Second song “Daydreaming” follows in the general vibe of “My Heart”, beginning with simple, soulful electric piano notes and a quick but laid-back rap. Once the song gets going, though, it adds an insistent ride cymbal beat and a very active, jazzy bassline. But mid-song, everything stops while what sounds like a pitch-shifted Daisy speaks in a Barry White basso about how “This is hell, this is heaven”. The song never returns to its beginnings, instead drifting away into a long fadeout. The next song, “Home”, is just under two minutes long, but it brings in the sense of doom for the first time. Daisy sings about “Waiting by the phone / Waiting for your call / It’s been a few days now” before repeatedly lamenting “I wish I could bring you back home.” There’s a general sense of melancholy here, but the slow-moving, underlying chords have a weight to them, a general heaviness that implies more than basic sadness.

“Alone” finds Daisy continuing to lament. This time he complains “I’m here alone”, before Connie Constance enters with a soulful guest vocal performance. While she doesn’t seem to be directly replying to Daisy, she seems to be dealing with her own issues, eventually echoing “I’m out here alone” as Daisy comes back to his own refrain. After a brief musical interlude, the album arrives at its title track and centerpiece. “Darker Than Blue” finds Daisy discussing being successful “at the top of Hills, Beverly”, but his performance gets angrier as it goes, while a squalling electric guitar solo and pounding drums get more and more wild underneath him. Eventually he begins to finish every sentence with a compelling, semi-spat “Haaah!”

The back half of the album spirals from this tantrum into progressively blacker territory. And because the record has gradually built to this point instead of starting there, the darkness is absolutely compelling. It helps that the music very effectively conveys this mood shift, trading warm organs and electric pianos for angry electric guitars and drums. “Six Days” could sound ridiculously overblown, but Daisy sells it. The song doesn’t land on its refrain until two-thirds of the way through, but once it does, it becomes a sort of chant that echoes through the rest of the song. “Six days of repentance / The seventh day the reaper spoke / And took him away”. Similarly, “Heroine” could be jokey, being based on the pun, “She was his heroine / She took the pain away.” But the swirling music, anchored by a simple bassline and an equally simple guitar reply, gives the music the feel of a bad drug trip. And Daisy’s descriptions of this woman’s similarity to a drug addiction make sense from his protagonist’s damaged perspective. Once she leaves, he spirals downward into a depression that is equally as damaging as physical withdrawal.

It’s hard to get more intense than “Heroine”, so Blue Daisy opts for quiet accompaniment at first on “We’re all Gonna Die.” The underlying music is mostly electric piano and it takes a while for an actual beat to show up, which gives his rapping an off-kilter, spoken word feel. As he rounds around to the chorus (“My girl saying this smoke is gonna kill me / But I don’t give a fuck / ‘Cause we’re all gonna die”), the intensity again cranks up. But this time it peters out about a minute before the song ends, as if he doesn’t have the energy to keep it up anymore.

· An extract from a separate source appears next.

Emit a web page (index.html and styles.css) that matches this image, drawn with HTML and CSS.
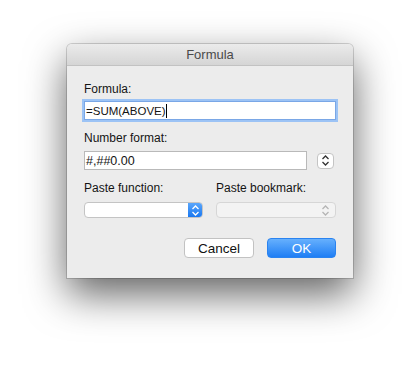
FILE: index.html
```html
<!DOCTYPE html>
<html lang="en">
<head>
    <meta charset="UTF-8">
    <title>Formula</title>
    <link rel="stylesheet" href="styles.css">
</head>
<body>
    <div class="dialog">
        <div class="titlebar">Formula</div>
        <div class="content">
            <label class="label">Formula:</label>
            <div class="field focused">=SUM(ABOVE)<span class="caret"></span></div>

            <label class="label second">Number format:</label>
            <div class="row">
                <div class="field short">#,##0.00</div>
                <div class="stepper">
                    <svg width="9" height="11" viewBox="0 0 9 11">
                        <path d="M1.5 4 L4.5 1 L7.5 4 M1.5 7 L4.5 10 L7.5 7" fill="none" stroke="#333" stroke-width="1.3"/>
                    </svg>
                </div>
            </div>

            <div class="pair">
                <div class="col">
                    <label class="label">Paste function:</label>
                    <div class="popup">
                        <div class="popup-arrow">
                            <svg width="9" height="11" viewBox="0 0 9 11">
                                <path d="M1.5 4 L4.5 1 L7.5 4 M1.5 7 L4.5 10 L7.5 7" fill="none" stroke="#fff" stroke-width="1.3"/>
                            </svg>
                        </div>
                    </div>
                </div>
                <div class="col">
                    <label class="label">Paste bookmark:</label>
                    <div class="popup disabled">
                        <div class="popup-arrow">
                            <svg width="9" height="11" viewBox="0 0 9 11">
                                <path d="M1.5 4 L4.5 1 L7.5 4 M1.5 7 L4.5 10 L7.5 7" fill="none" stroke="#b5b5b5" stroke-width="1.3"/>
                            </svg>
                        </div>
                    </div>
                </div>
            </div>

            <div class="buttons">
                <button class="btn">Cancel</button>
                <button class="btn primary">OK</button>
            </div>
        </div>
    </div>
</body>
</html>
```

FILE: styles.css
```css
html {
    height: 100%;
}

body {
    margin: 0;
    height: 100%;
    box-sizing: border-box;
    background: #ffffff;
    font-family: "Liberation Sans", Arial, sans-serif;
    font-size: 12px;
    color: #141414;
    padding: 44px 0 0 67px;
}

.dialog {
    width: 286px;
    height: 234px;
    background: #ececec;
    border-radius: 5px 5px 0 0;
    box-shadow: 0 0 0 1px rgba(0, 0, 0, 0.16), 0 16px 40px rgba(0, 0, 0, 0.62);
    overflow: hidden;
}

.titlebar {
    height: 21px;
    line-height: 21px;
    text-align: center;
    color: #4a4a4a;
    font-size: 13px;
    background: linear-gradient(#ebebeb, #d5d5d5);
    border-bottom: 1px solid #c2c2c2;
}

.content {
    padding: 15px 17px 0 17px;
}

.label {
    display: block;
    height: 16px;
    line-height: 16px;
    margin-bottom: 4px;
}

.label.second {
    margin-top: 10px;
    margin-bottom: 5px;
}

.field {
    height: 19px;
    line-height: 18px;
    background: #fff;
    border: 1px solid #b9b9b9;
    padding: 0 1px;
    box-sizing: border-box;
    width: 252px;
    font-size: 12.5px;
}

.field.focused {
    font-size: 11.5px;
    border: 1px solid #7aa7e6;
    box-shadow: 0 0 0 2px #9cc3f5;
}

.caret {
    display: inline-block;
    width: 1px;
    height: 14px;
    background: #000;
    vertical-align: -3px;
}

.row {
    display: flex;
    align-items: center;
}

.field.short {
    width: 223px;
}

.stepper {
    width: 17px;
    height: 16px;
    margin-left: 10px;
    background: #fff;
    border: 1px solid #c4c4c4;
    border-radius: 4px;
    box-sizing: border-box;
    display: flex;
    align-items: center;
    justify-content: center;
}

.pair {
    display: flex;
    gap: 13px;
    margin-top: 10px;
}

.col {
    width: 119px;
}

.col + .col {
    width: 120px;
}

.pair .label {
    margin-bottom: 6px;
}

.popup {
    height: 16px;
    background: #fff;
    border: 1px solid #c4c4c4;
    border-radius: 4px;
    box-sizing: border-box;
    display: flex;
    justify-content: flex-end;
    overflow: hidden;
}

.popup-arrow {
    width: 14px;
    background: linear-gradient(#5aa6fb, #1a78f1);
    display: flex;
    align-items: center;
    justify-content: center;
}

.popup.disabled {
    background: #f3f3f3;
    border-color: #d6d6d6;
}

.popup.disabled .popup-arrow {
    background: none;
    width: 20px;
}

.buttons {
    display: flex;
    justify-content: flex-end;
    gap: 13px;
    margin-top: 20px;
}

.btn {
    font-family: "Liberation Sans", Arial, sans-serif;
    font-size: 13.5px;
    height: 20px;
    width: 70px;
    padding: 0;
    background: #fff;
    color: #111;
    border: 1px solid #c2c2c2;
    border-radius: 4px;
}

.btn.primary {
    width: 69px;
    color: #fff;
    border: 1px solid #2a83f0;
    background: linear-gradient(#66b0fd, #1f7ef4);
}
```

It’s at this point that Darker Than Blue starts to drag just a bit. The instrumental “Let’s Fly Tonight” is decent but feels a bit superfluous. “Gravediggers” has a hell of a bassline and a nicely syncopated thumping drum rhythm. But the whisper-chanted vocals make it difficult to make out any words, and the hard rock groove the song builds up to, while strong, doesn’t carry the same emotional weight as most of the album’s earlier tracks. Final track “You and Me” is supposed to be brighter, or at least superficially cathartic, but doesn’t quite get there. The church organ is a good start, but the lyrics leave something to be desired. Maybe that’s intentional, as one doesn’t get the impression that the woman actually returned. The statements of “It’s you and me / Against the world” and “I see your face every night / When I close my eyes” and the final two minutes of the song, which simply repeat “It’s just you and me”, could all be the hallucinations of a man who didn’t ever come out of his depression. But musically, the song is inert and it leaves the listener wanting. Even if the story ends ambiguously, the album doesn’t have to finish on a mediocre musical note.

Despite the somewhat disappointing end, Darker Than Blue is a very effective concept piece and it takes the listener on quite a journey. It’s not the kind of journey you might want to return to again and again, but it is quite the musical statement. The album’s mixing of genres from hip-hop to soul to psychedelia to hard rock feels very appropriate for the agonizing saga the record’s protagonist goes through. Blue Daisy has been known as an electronic musician to this point, but Darker Than Blue feels very organic and that analog feel matches his storytelling very well here.